Ginseng and Ivy

Pate Schefflera digitata, photographed by Kahuroa.


The Araliaceae are a family of nearly 1500 species of flowering plants found around the world, but primarily in the Old World tropics. Most of its members are trees or shrubs, but there are also some herbaceous or climbing species. Many Araliaceae have palmate leaves, and they often produce inflorescences in umbels. Not that many Araliaceae hold much economic prominence: Tetrapanax papyriferus is used to make rice paper, while the genus Panax includes the ginsengs that are widely regarded as something of a wonder-drug for no apparent good reason. Some other species are well known as garden plants, such as ivy Hedera helix. Back in my home country of New Zealand, Araliaceae include some of the most familiar small native trees such as pate Schefflera digitata and the five-fingers and lancewoods of the genus Pseudopanax.

A young lancewood Pseudopanax crassifolius, photographed by Mike Hudson. Lancewood is notable for its differing growth habits over its lifespan: this individual is just beginning to change from its juvenile to its mature foliage. When the plant is young, the long, narrow, tooth-edged leaves hang down around the trunk. As the tree matures, it produces leaves that are shorter, broader and with less strong teeth, and that are held upwards and outwards. The juvenile and mature trees are so different in appearance that they were initially described as different species.


The Araliaceae have long been recognised as close relatives of the Apiaceae, the family including carrots and celery, to the extent that some authors have combined the two in a single family. Most recent researchers have maintained the distinction, but phylogenetic studies have indicated that some genera previously treated within the Apiaceae, notably the water and marsh pennyworts of the genus Hydrocotyle, are better treated as basal Araliaceae (Plunkett et al. 1997). Relationships within the Araliaceae are somewhat less straightforward, as molecular phylogenetic studies have indicated that there has been a great deal of homoplasy in morphological characters (Plunkett et al. 2004). Some of the larger genera in the family (notably the genus Schefflera, to which nearly half the species of Araliaceae have been assigned) appear to be significantly polyphyletic, some of them not even resolving in particularly proximate clades. The difficult nature of many araliaceous genera has long been realised: in 1868, the botanist Berthold Seemann referred to the then-poorly defined Panax as "one of the great lumber rooms of our science" (Wen et al. 2001).
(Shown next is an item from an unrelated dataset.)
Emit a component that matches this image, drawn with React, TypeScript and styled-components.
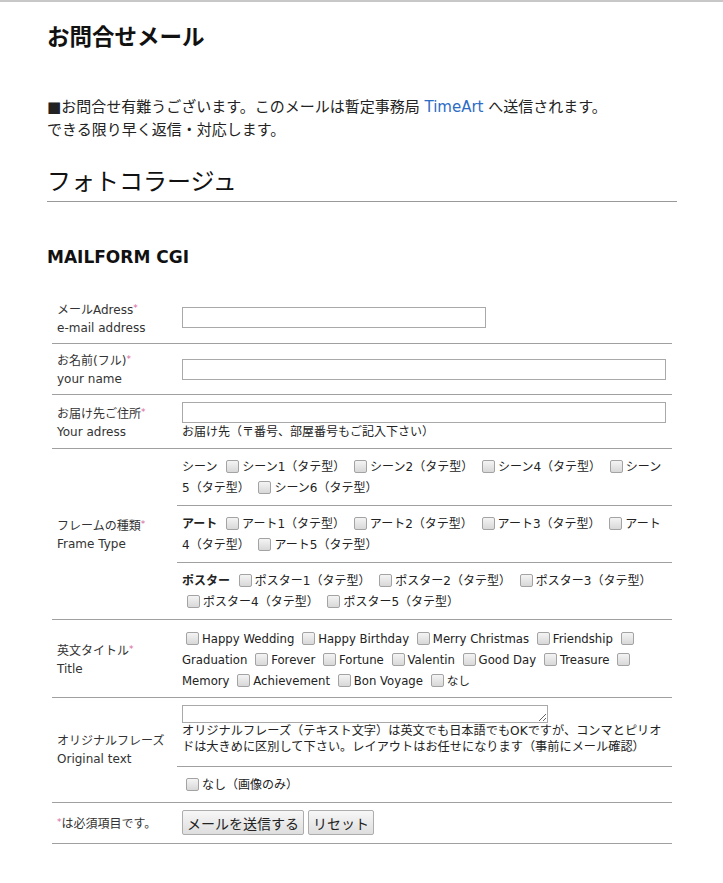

American ginseng Panax quinquefolius, from here. Red ginseng is derived from the root of this species and the Asian P. ginseng; however, over-harvesting has lead to the endangerment of wild populations of the latter.


REFERENCES

Plunkett, G. M., D. E. Soltis & P. S. Soltis. 1997. Clarification of the relationship between Apiaceae and Araliaceae based on matK and rbcL sequence data. American Journal of Botany 84 (4): 565-580.

Plunkett, G. M., J. Wen & P. P. Lowry II. 2004. Infrafamilial classifications and characters in Araliaceae: Insights from the phylogenetic analysis of nuclear (ITS) and plastid (trnL-trnF) sequence data. Plant Systematics and Evolution 245 (1-2): 1-39.

Wen, J., G. M. Plunkett, A. D. Mitchell & S. J. Wagstaff. 2001. The evolution of Araliaceae: a phylogenetic analysis based on ITS sequences of nuclear ribosomal DNA. Systematic Botany 26 (1): 144-167.

1 comment:

  1. I have always put the popularity of ginseng (and the Eleutherococcus version) down to the stimulant and psychoactive effects. In Traditional Chinese Medicine it is regarded as dangerous to combine ginseng with caffeine.

    I don't like ginseng but it is intriguing to see that one of my favourite herbs has moved in. Centella asiatica is wonderful for promoting fast healing for any injuries. It may be the reason Thai kick boxers don't die as often as they should.